What's particularly interesting about all of this is that the DAO as yet has no real defined goal or purpose. It's a company with no direction and over $100MUSD in investment, which sounds like madness. The truth is people haven't bought into it because of what it's doing or what its product is, they've bought into it because of how it's governed. So really, in the long term it's probably best to think of The DAO as a new country rather than a new corporation. It is a declaration of independence and a new charter for democracy, as software. People have bought in because they can see that this organisation, whatever it does, will do it for fair, just and completely transparent democratic reasons. And they simply believe that because of that, it will do good.

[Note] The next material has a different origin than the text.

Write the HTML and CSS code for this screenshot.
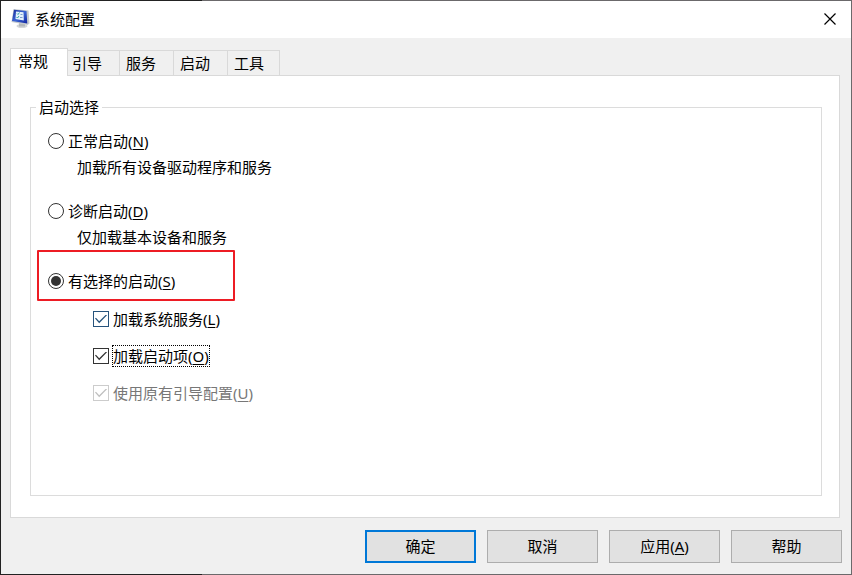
FILE: index.html
```html
<!DOCTYPE html>
<html lang="zh-CN">
<head>
<meta charset="utf-8">
<title>系统配置</title>
<link rel="stylesheet" href="styles.css">
</head>
<body>
<main class="window">
  <header class="titlebar">
    <svg class="app-icon" viewBox="0 0 20 20" aria-hidden="true">
      <defs>
        <linearGradient id="screen" x1="0" y1="0" x2="1" y2="1">
          <stop offset="0" stop-color="#1a2f9c"/>
          <stop offset="0.5" stop-color="#3c66d4"/>
          <stop offset="1" stop-color="#1023a0"/>
        </linearGradient>
      </defs>
      <ellipse cx="11" cy="17" rx="5.500" ry="2" fill="#d3d6d8"/>
      <path d="M8 14l6 1v2.500H8z" fill="#b4b8bb"/>
      <path d="M2.500 0L17.500 1.500 18.500 14.500 16.500 16 .5 13z" fill="#c5cace"/>
      <path d="M3 .8l12.500 1.200 .8 12.500L1 12z" fill="url(#screen)"/>
      <path d="M5 2.500l7.500.8.3 8.200L4.500 10z" fill="#e4f1fb"/>
      <path d="M6 4.500l1 1 1.500-2M5.500 8l1 1L8 7" fill="none" stroke="#35a0a8"/>
      <path d="M9.500 5.500h2M9 8.500h2.500" stroke="#7d9ccc"/>
    </svg>
    <h1 class="title">系统配置</h1>
    <button class="close" type="button" aria-label="关闭">
      <svg viewBox="0 0 12 12" aria-hidden="true"><path d="M.5.5l11 11M11.500.5l-11 11" fill="none" stroke="#000" stroke-width="1.200"/></svg>
    </button>
  </header>

  <form class="content">
    <div class="tabs" role="tablist">
      <button class="tab active" type="button" role="tab" aria-selected="true">常规</button>
      <button class="tab" type="button" role="tab">引导</button>
      <button class="tab" type="button" role="tab">服务</button>
      <button class="tab" type="button" role="tab">启动</button>
      <button class="tab" type="button" role="tab">工具</button>
    </div>

    <section class="panel" role="tabpanel">
      <fieldset class="group">
        <legend>启动选择</legend>
        <div class="option">
          <div class="choice">
            <input class="radio" type="radio" name="startup" id="normal">
            <label for="normal">正常启动(<u>N</u>)</label>
          </div>
          <p class="hint">加载所有设备驱动程序和服务</p>
        </div>
        <div class="option">
          <div class="choice">
            <input class="radio" type="radio" name="startup" id="diagnostic">
            <label for="diagnostic">诊断启动(<u>D</u>)</label>
          </div>
          <p class="hint">仅加载基本设备和服务</p>
        </div>
        <div class="option marked">
          <div class="choice">
            <input class="radio" type="radio" name="startup" id="selective" checked>
            <label for="selective">有选择的启动(<u>S</u>)</label>
          </div>
        </div>
        <div class="checks">
          <div class="check-row">
            <input class="check hot" type="checkbox" id="services" checked>
            <label for="services">加载系统服务(<u>L</u>)</label>
          </div>
          <div class="check-row">
            <input class="check" type="checkbox" id="items" checked>
            <label class="focused" for="items">加载启动项(<u>O</u>)</label>
          </div>
          <div class="check-row">
            <input class="check" type="checkbox" id="original" checked disabled>
            <label for="original">使用原有引导配置(<u>U</u>)</label>
          </div>
        </div>
      </fieldset>
    </section>

    <footer class="actions">
      <button class="button default" type="button">确定</button>
      <button class="button" type="button">取消</button>
      <button class="button" type="button">应用(<u>A</u>)</button>
      <button class="button" type="button">帮助</button>
    </footer>
  </form>
</main>
</body>
</html>
```
FILE: styles.css
```css
*,
*::before,
*::after {
  box-sizing: border-box;
}

body {
  margin: 0;
  padding: 1px;
  min-height: 100vh;
  display: flex;
  background: linear-gradient(to right, #222 202px, #6b696b 202px);
  color: #000;
  font: 15px/20px "Noto Sans", "Noto Sans CJK SC", sans-serif;
}

button {
  font: inherit;
  color: inherit;
}

u {
  text-underline-offset: 2px;
  text-decoration-thickness: 1px;
}

.window {
  flex: 1;
  display: flex;
  flex-direction: column;
  background: #f0f0f0;
}

.titlebar {
  display: flex;
  align-items: center;
  height: 37px;
  padding: 0 15px 2px 10px;
  background: #fff;
}

.app-icon {
  width: 20px;
  height: 20px;
  margin-right: 4px;
}

.title {
  flex: 1;
  margin: 0;
  font-size: 15px;
  line-height: 20px;
  font-weight: 400;
}

.close {
  display: flex;
  padding: 0;
  border: 0;
  background: none;
}

.close svg {
  width: 12px;
  height: 12px;
}

.content {
  flex: 1;
  display: flex;
  flex-direction: column;
  padding: 10px 9px 11px;
}

.tabs {
  display: flex;
  align-items: flex-end;
}

.tab {
  width: 54px;
  height: 25px;
  padding: 0 8px 0 6px;
  border: 1px solid #d9d9d9;
  border-width: 1px 1px 0 0;
  background: #f0f0f0;
  text-align: left;
}

.tab:last-child {
  width: 52px;
}

.tab.active {
  position: relative;
  width: 58px;
  height: 28px;
  margin-bottom: -1px;
  padding: 0 8px 4px 7px;
  border-left-width: 1px;
  background: #fff;
}

.tab.active + .tab {
  width: 52px;
  padding-left: 4px;
}

.panel {
  flex: 1;
  display: flex;
  margin-right: 2px;
  padding: 21px 17px 21px 19px;
  border: 1px solid #d9d9d9;
  background: #fff;
}

.group {
  flex: 1;
  min-width: 0;
  margin: 0;
  padding: 11px 17px;
  border: 1px solid #dcdcdc;
}

.group legend {
  margin-left: -12px;
  padding: 0 3px;
}

.option {
  position: relative;
  margin-bottom: 18px;
}

.choice {
  display: flex;
  align-items: center;
  gap: 4px;
  height: 26px;
}

.hint {
  margin: 0 0 0 29px;
  line-height: 26px;
}

.marked {
  margin-bottom: 15px;
}

.marked::after {
  content: "";
  position: absolute;
  top: -18px;
  left: -11px;
  width: 198px;
  height: 51px;
  border: 2px solid #ed1c24;
  border-radius: 1px;
  pointer-events: none;
}

.radio,
.check {
  appearance: none;
  flex: none;
  display: grid;
  place-items: center;
  width: 16px;
  height: 16px;
  margin: 0;
  border: 1px solid #333;
  background: #fff;
  color: #333;
}

.radio {
  border-radius: 50%;
}

.radio:checked::before {
  content: "";
  width: 10px;
  height: 10px;
  border-radius: 50%;
  background: currentColor;
}

.check:checked::before {
  content: "";
  width: 12px;
  height: 9px;
  background: currentColor;
  clip-path: polygon(0 45%, 8% 36%, 35% 74%, 92% 0, 100% 9%, 35% 96%);
}

.check.hot {
  border-color: #26537c;
  color: #26537c;
}

.check:disabled {
  border-color: #ccc;
  color: #bfbfbf;
}

.check:disabled + label {
  color: #777;
}

.checks {
  display: grid;
  gap: 17px;
  margin-left: 45px;
}

.check-row {
  display: flex;
  align-items: center;
  gap: 4px;
}

.focused {
  outline: 1px dotted #000;
}

.actions {
  display: flex;
  justify-content: flex-end;
  gap: 11px;
  margin-top: 12px;
}

.button {
  width: 111px;
  height: 33px;
  padding: 0 0 2px;
  border: 1px solid #adadad;
  background: #e1e1e1;
}

.button.default {
  border: 2px solid #0078d7;
}
```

Whether or not that will truly be the case is still up for debate. It remains to be seen whether group wisdom of this kind is a possibility; whether such a group can run without a single well-defined goal and whether the current implementation will lead to actionable outcomes or the near-inaction found in larger organisations. For me this rests with the logic in how the passing vote for each proposal is calculated- and specifically whether 20% and 53.3% as upper & lower bounds will create the right balance in the DAO's decision making.

So my heart wants to say 'yes' but my brain says 'show me'! If nothing else at least I'll have bought my DAO tokens and played my part in the grand experiment. One thing's for sure: it's going to be super interesting to see how it all plays out.